2. Cost of Redeemable Preference Shares
The cost of redeemable preference shares considers both the annual dividend and the redemption amount paid at maturity. The formula includes dividend plus the difference between redemption value and net proceeds, divided by the number of years to redemption. This total is then divided by the average of redemption value and net proceeds. This method gives a more accurate cost because it includes both yearly payments and the final repayment. Companies use this calculation to judge whether redeemable preference shares are affordable and suitable for long-term capital planning. It helps avoid choosing costly sources of funds that may affect profits.
Factors affecting cost of Preference Shares:
1. Dividend Rate
The dividend rate directly affects the cost of preference shares. Higher dividend rates increase the cost of raising funds through preference capital, while lower rates reduce it. Companies must offer competitive dividends to attract investors, especially when market interest rates are high. In India, investors usually expect stable and reasonable returns, so companies must balance dividend levels with affordability. If the dividend rate is too high, it becomes more expensive than debt. Choosing the right rate helps companies maintain financial stability and control overall capital costs.
2. Market Conditions
Market conditions play an important role in determining the cost of preference shares. When the market is stable and investors feel confident, companies can issue preference shares at lower dividend rates. During uncertain or recession periods, investors demand higher returns, increasing the cost. Interest rate trends, inflation, and stock market performance also influence investor expectations. Favourable market conditions help firms raise funds easily, while poor conditions may force companies to offer higher dividends. Understanding market behaviour helps companies choose the right time to issue preference shares at an affordable cost.
3. Company’s Financial Performance
A company with strong financial performance and stable profits can issue preference shares at a lower cost. Investors trust profitable companies and accept lower dividend rates because risk is low. Weak financial performance increases investor risk, forcing companies to offer higher dividends. In India, credit rating agencies and investors closely examine profitability, cash flows, and past dividend records. Strong financial health improves investor confidence and reduces the cost of preference capital. Maintaining good performance helps companies attract long-term investors without paying high returns.
4. Tax Treatment
Preference dividends are not tax deductible for companies in India. This increases the effective cost of preference capital compared to debt. If corporate tax rates change, the attractiveness of preference shares may also change. Higher taxes make debt cheaper in comparison, while lower taxes may reduce this gap. Companies must consider tax impact carefully when deciding their capital structure. Since no tax benefit is available, firms must ensure dividend payments are manageable. Understanding tax treatment helps managers avoid raising expensive funds that can reduce overall profitability.
5. Flotation Costs
Flotation costs are the expenses involved in issuing preference shares, such as underwriting fees, legal charges, and administrative costs. Higher flotation costs reduce the net proceeds received by the company, which increases the cost of preference capital. Firms with strong reputation may face lower flotation costs, while new or risky companies may pay higher charges. In India, companies must estimate these costs before issuing new shares to avoid unexpected financial burden. By reducing flotation costs through efficient planning, companies can lower the overall cost and make preference shares a more attractive financing option.

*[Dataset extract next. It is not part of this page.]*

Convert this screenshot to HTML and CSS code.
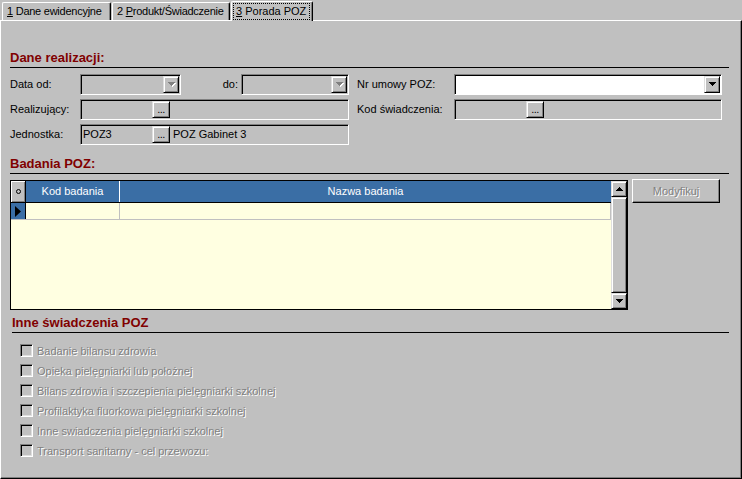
FILE: index.html
```html
<!DOCTYPE html>
<html lang="pl">
<head>
<meta charset="utf-8">
<title>Porada POZ</title>
<link rel="stylesheet" href="styles.css">
</head>
<body>
<div class="tabs">
  <div class="tab t1"><u>1</u> Dane ewidencyjne</div>
  <div class="tab t2">2 <u>P</u>rodukt/Świadczenie</div>
  <div class="tab t3"><span class="focus"><u>3</u> Porada POZ</span></div>
</div>
<div class="panel">
  <div class="sec-title s1">Dane realizacji:</div>
  <div class="form">
    <div class="col-left">
      <div class="row">
        <span class="lbl">Data od:</span>
        <div class="field w101">
          <div class="btn3d drop"><svg class="arr" width="8" height="5" viewBox="0 0 8 5"><path class="sh" d="M1 1h7v1h-1v1h-1v1h-1v1h-1v-1h-1v-1h-1v-1h-1z"/><path class="fg dis" d="M0 0h7v1h-1v1h-1v1h-1v1h-1v-1h-1v-1h-1v-1h-1z"/></svg></div>
        </div>
        <span class="lbl-do">do:</span>
        <div class="field w108">
          <div class="btn3d drop"><svg class="arr" width="8" height="5" viewBox="0 0 8 5"><path class="sh" d="M1 1h7v1h-1v1h-1v1h-1v1h-1v-1h-1v-1h-1v-1h-1z"/><path class="fg dis" d="M0 0h7v1h-1v1h-1v1h-1v1h-1v-1h-1v-1h-1v-1h-1z"/></svg></div>
        </div>
      </div>
      <div class="row">
        <span class="lbl">Realizujący:</span>
        <div class="field w269">
          <div class="fpart p1"></div>
          <div class="btn3d ell">...</div>
          <div class="fpart"></div>
        </div>
      </div>
      <div class="row">
        <span class="lbl">Jednostka:</span>
        <div class="field w269">
          <div class="fpart p1">POZ3</div>
          <div class="btn3d ell">...</div>
          <div class="fpart">POZ Gabinet 3</div>
        </div>
      </div>
    </div>
    <div class="col-right">
      <div class="row">
        <span class="lbl lbl-r">Nr umowy POZ:</span>
        <div class="field w268 white">
          <div class="btn3d drop"><svg class="arr" width="8" height="5" viewBox="0 0 8 5"><path class="fg" d="M0 0h7v1h-1v1h-1v1h-1v1h-1v-1h-1v-1h-1v-1h-1z"/></svg></div>
        </div>
      </div>
      <div class="row">
        <span class="lbl lbl-r">Kod świadczenia:</span>
        <div class="field w268">
          <div class="fpart p1"></div>
          <div class="btn3d ell">...</div>
          <div class="fpart"></div>
        </div>
      </div>
    </div>
  </div>

  <div class="sec-title s2">Badania POZ:</div>
  <div class="grid-area">
    <div class="grid">
      <div class="grid-main">
        <div class="ghead">
          <div class="gh-ind"><span class="ring"></span></div>
          <div class="gh-kod">Kod badania</div>
          <div class="gh-naz">Nazwa badania</div>
        </div>
        <div class="grow">
          <div class="gr-ind"><svg width="6" height="11" viewBox="0 0 6 11"><path d="M0 0L6 5.5L0 11z" fill="#000"/></svg></div>
          <div class="gr-kod"></div>
          <div class="gr-naz"></div>
        </div>
      </div>
      <div class="vscroll">
        <div class="btn3d sb-btn"><svg width="7" height="4" viewBox="0 0 7 4"><path d="M3 0h1v1h1v1h1v1h1v1h-7v-1h1v-1h1v-1h1z" fill="#000"/></svg></div>
        <div class="btn3d sb-thumb"></div>
        <div class="btn3d sb-btn"><svg width="7" height="4" viewBox="0 0 7 4"><path d="M0 0h7v1h-1v1h-1v1h-1v1h-1v-1h-1v-1h-1v-1h-1z" fill="#000"/></svg></div>
      </div>
    </div>
    <div class="btn-mod"><span class="dis-text">Modyfikuj</span></div>
  </div>

  <div class="sec-title s3">Inne świadczenia POZ</div>
  <div class="checks">
    <div class="chk"><span class="box"></span><span class="dis-text">Badanie bilansu zdrowia</span></div>
    <div class="chk"><span class="box"></span><span class="dis-text">Opieka pielęgniarki lub położnej</span></div>
    <div class="chk"><span class="box"></span><span class="dis-text">Bilans zdrowia i szczepienia pielęgniarki szkolnej</span></div>
    <div class="chk"><span class="box"></span><span class="dis-text">Profilaktyka fluorkowa pielęgniarki szkolnej</span></div>
    <div class="chk"><span class="box"></span><span class="dis-text">Inne swiadczenia pielęgniarki szkolnej</span></div>
    <div class="chk"><span class="box"></span><span class="dis-text">Transport sanitarny - cel przewozu:</span></div>
  </div>
</div>
</body>
</html>
```

FILE: styles.css
```css
* { box-sizing: border-box; margin: 0; padding: 0; }
html, body { width: 742px; height: 479px; overflow: hidden; }
body {
  background: #c0c0c0;
  font-family: "Liberation Sans", Arial, sans-serif;
  font-size: 11px;
  color: #000;
}

/* Tabs */
.tabs {
  display: flex;
  align-items: flex-end;
  height: 20px;
  padding-left: 2px;
  position: relative;
  z-index: 1;
}
.tab {
  height: 18px;
  border-top: 1px solid #fff;
  border-left: 1px solid #fff;
  border-right: 1px solid #000;
  box-shadow: inset -1px 0 #808080;
  border-radius: 2px 2px 0 0;
  padding: 2px 0 0 4px;
  line-height: 13px;
  white-space: nowrap;
  letter-spacing: -0.25px;
}
.t1 { width: 109px; }
.t2 { width: 118px; margin-left: 1px; }
.t3 {
  width: 82px;
  height: 20px;
  margin-left: 1px;
  margin-bottom: -1px;
  background: #c0c0c0;
  padding: 1px 0 0 1px;
  letter-spacing: 0;
}
.focus {
  display: inline-block;
  border: 1px dotted #000;
  padding: 1px 3px 1px 2px;
  line-height: 13px;
}

/* Panel */
.panel {
  height: 459px;
  border: 1px solid;
  border-color: #fff #000 #000 #fff;
  box-shadow: inset -1px -1px #808080;
  padding: 0 9px;
}

.sec-title {
  color: #800000;
  font-weight: bold;
  font-size: 13px;
  line-height: 18px;
  height: 19px;
  border-bottom: 1px solid #000;
  width: 719px;
}
.s1 { margin-top: 28px; }
.s2 { margin-top: 6px; }
.s3 { margin-top: 4px; margin-left: 2px; width: 717px; }

/* Form */
.form { display: flex; gap: 8px; margin-top: 6px; }
.col-left { width: 339px; }
.col-right { width: 365px; }
.row {
  display: flex;
  align-items: center;
  height: 21px;
  margin-bottom: 4px;
}
.lbl { width: 70px; line-height: 21px; white-space: nowrap; }
.lbl-r { width: 97px; }
.lbl-do { width: 60px; text-align: right; padding-right: 3px; line-height: 21px; }

.field {
  height: 21px;
  display: flex;
  border: 1px solid;
  border-color: #808080 #fff #fff #808080;
  box-shadow: inset 1px 1px #000;
  padding: 1px;
  background: #c0c0c0;
}
.field.white { background: #fff; }
.w101 { width: 101px; }
.w108 { width: 108px; }
.w269 { width: 269px; }
.w268 { width: 268px; }

.fpart { line-height: 17px; padding-left: 1px; white-space: nowrap; flex: 1; }
.fpart.p1 { width: 70px; flex: none; }
.fpart + .btn3d + .fpart { padding-left: 3px; }

.btn3d {
  background: #c0c0c0;
  border: 1px solid;
  border-color: #dfdfdf #000 #000 #dfdfdf;
  box-shadow: inset 1px 1px #fff, inset -1px -1px #808080;
}
.drop {
  width: 16px;
  height: 17px;
  margin-left: auto;
  display: flex;
  align-items: center;
  justify-content: center;
}
.arr { display: block; margin-left: 1px; }
.arr .fg { fill: #000; }
.arr .fg.dis { fill: #808080; }
.arr .sh { fill: #fff; }
.ell {
  width: 18px;
  height: 17px;
  text-align: center;
  line-height: 14px;
  font-size: 11px;
  letter-spacing: -0.5px;
}

/* Grid */
.grid-area { display: flex; margin-top: 6px; }
.grid {
  width: 618px;
  height: 130px;
  border: 1px solid #000;
  display: flex;
  background: #ffffe1;
}
.grid-main { width: 600px; }
.ghead {
  display: flex;
  height: 22px;
  border-bottom: 1px solid #000;
  background: #3a6ea5;
  color: #fff;
  line-height: 21px;
}
.gh-ind {
  width: 15px;
  background: #c0c0c0;
  border-right: 1px solid #000;
  box-shadow: inset 1px 1px #fff, inset -1px -1px #808080;
  display: flex;
  align-items: center;
  justify-content: center;
}
.ring {
  width: 5px;
  height: 5px;
  border: 1px solid #000;
  border-radius: 50%;
}
.gh-kod { width: 94px; text-align: center; border-right: 1px solid #fff; }
.gh-naz { flex: 1; text-align: center; }

.grow {
  display: flex;
  height: 17px;
  border-bottom: 1px solid #c0c0c0;
  border-right: 1px solid #c0c0c0;
}
.gr-ind {
  width: 15px;
  background: #3a6ea5;
  border-right: 1px solid #000;
  padding: 3px 0 0 4px;
}
.gr-ind svg { display: block; }
.gr-kod { width: 94px; border-right: 1px solid #c0c0c0; }
.gr-naz { flex: 1; }

.vscroll {
  width: 16px;
  display: flex;
  flex-direction: column;
}
.sb-btn {
  height: 16px;
  display: flex;
  align-items: center;
  justify-content: center;
}
.sb-btn svg { display: block; }
.sb-thumb { flex: 1; }

.btn-mod {
  width: 88px;
  height: 24px;
  margin-left: 4px;
  margin-top: -1px;
  border: 1px solid;
  border-color: #fff #000 #000 #fff;
  box-shadow: inset -1px -1px #808080;
  text-align: center;
  line-height: 22px;
}
.dis-text { color: #808080; text-shadow: 1px 1px 0 #fff; white-space: nowrap; }

/* Checkboxes */
.checks { margin-top: 8px; }
.chk {
  display: flex;
  align-items: flex-start;
  height: 20px;
  padding-left: 10px;
  line-height: 20px;
}
.box {
  width: 13px;
  height: 13px;
  margin-top: 3px;
  margin-right: 4px;
  border: 1px solid;
  border-color: #808080 #fff #fff #808080;
  box-shadow: inset 1px 1px #000, inset -1px -1px #dfdfdf;
  background: #c0c0c0;
}
```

Redemption of Preference Shares:
Redemption of preference shares refers to the process of a company repurchasing or buying back its outstanding preference shares from its shareholders. The redemption of preference shares is a common way for companies to reduce their outstanding equity capital or to restructure their capital base.
It’s important to note that the redemption of preference shares in India is subject to various legal and regulatory requirements, including compliance with the Companies Act, 2013, Securities and Exchange Board of India (SEBI) regulations, and the Income Tax Act, among others. Companies should seek legal and financial advice before proceeding with the redemption of preference shares to ensure compliance with all applicable laws and regulations.

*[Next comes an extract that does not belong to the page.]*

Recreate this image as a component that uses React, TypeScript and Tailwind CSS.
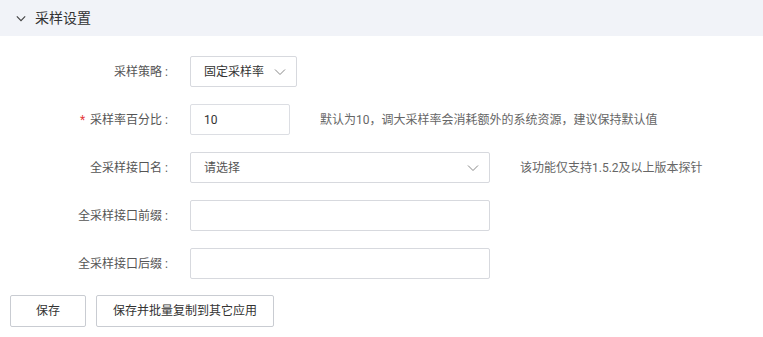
import React from "react";

const Chevron = ({ className, sw = 1 }: { className?: string; sw?: number }) => (
  <svg className={className} width="12" height="8" viewBox="0 0 12 8" fill="none">
    <path d="M1 1.5 L6 6.5 L11 1.5" stroke="currentColor" strokeWidth={sw} />
  </svg>
);

const Row = ({
  label,
  required,
  children,
}: {
  label: string;
  required?: boolean;
  children: React.ReactNode;
}) => (
  <div className="flex items-center h-[31px]">
    <div className="w-[168px] shrink-0 text-right text-[12px] text-[#555]">
      {required && <span className="text-[#e4393c] mr-[5px]">*</span>}
      {label}
      <span className="ml-[3px]">:</span>
    </div>
    <div className="ml-[22px] flex items-center">{children}</div>
  </div>
);

export default function App() {
  return (
    <div
      className="w-[763px] h-[337px] bg-white overflow-hidden"
      style={{ fontFamily: '"Roboto", "Noto Sans CJK SC", sans-serif' }}
    >
      <div className="h-[36px] bg-[#f1f3f8] flex items-center pl-[16px]">
        <Chevron className="text-[#444] w-[10px] h-[7px]" sw={1.4} />
        <span className="ml-[9px] text-[14px] text-[#333]">采样设置</span>
      </div>
      <div className="pt-[20px] flex flex-col gap-[17px]">
        <Row label="采样策略">
          <div className="w-[107px] h-[31px] border border-[#d7d9de] rounded-[2px] flex items-center justify-between pl-[13px] pr-[10px] text-[12px] text-[#333]">
            <span>固定采样率</span>
            <Chevron className="text-[#888]" />
          </div>
        </Row>
        <Row label="采样率百分比" required>
          <div className="w-[100px] h-[31px] border border-[#dcdee3] rounded-[2px] flex items-center pl-[13px] text-[12px] text-[#333]">
            10
          </div>
          <span className="ml-[30px] text-[12px] text-[#666]">
            默认为10，调大采样率会消耗额外的系统资源，建议保持默认值
          </span>
        </Row>
        <Row label="全采样接口名">
          <div className="w-[300px] h-[31px] border border-[#d7d9de] rounded-[2px] flex items-center justify-between pl-[13px] pr-[10px] text-[12px] text-[#555]">
            <span>请选择</span>
            <Chevron className="text-[#888]" />
          </div>
          <span className="ml-[30px] text-[12px] text-[#666]">
            该功能仅支持1.5.2及以上版本探针
          </span>
        </Row>
        <Row label="全采样接口前缀">
          <div className="w-[300px] h-[31px] border border-[#d7d9de] rounded-[2px]" />
        </Row>
        <Row label="全采样接口后缀">
          <div className="w-[300px] h-[31px] border border-[#d7d9de] rounded-[2px]" />
        </Row>
      </div>
      <div className="flex gap-[10px] pl-[10px] mt-[16px]">
        <button className="w-[76px] h-[32px] border border-[#c9ccd2] rounded-[2px] text-[12px] text-[#333] bg-white">
          保存
        </button>
        <button className="w-[178px] h-[32px] border border-[#c9ccd2] rounded-[2px] text-[12px] text-[#333] bg-white">
          保存并批量复制到其它应用
        </button>
      </div>
    </div>
  );
}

The Companies Act, 2013, governs the redemption of preference shares in India. As per the Act, companies may redeem preference shares either by:
- Paying off the shareholders in cash, or
- Issuing new preference shares in exchange for the redeemed shares.
Process of Redemption of Preference Shares:
- Check the Articles of Association:
The Articles of Association of the company should be checked to ensure that they contain provisions relating to the redemption of preference shares.
- Pass Board Resolution:
The board of directors of the company should pass a resolution approving the redemption of preference shares. The resolution should specify the number of shares to be redeemed, the price at which the shares will be redeemed, and the terms and conditions of the redemption.
- Provide notice to Shareholders:
The company should provide notice to its shareholders of its intention to redeem preference shares. The notice should specify the number of shares to be redeemed, the price at which the shares will be redeemed, and the terms and conditions of the redemption.
- Obtain Shareholder Approval:
The shareholders should approve the redemption of preference shares at a general meeting of the company. The approval should be obtained by way of an ordinary resolution.
- Redemption of Shares:
The company should redeem the preference shares by paying the shareholders in cash or by issuing new preference shares in exchange for the redeemed shares, as per the terms and conditions of the redemption.
- Filing with Registrar of Companies:
The company should file the necessary forms and documents with the Registrar of Companies within 30 days of the redemption of preference shares.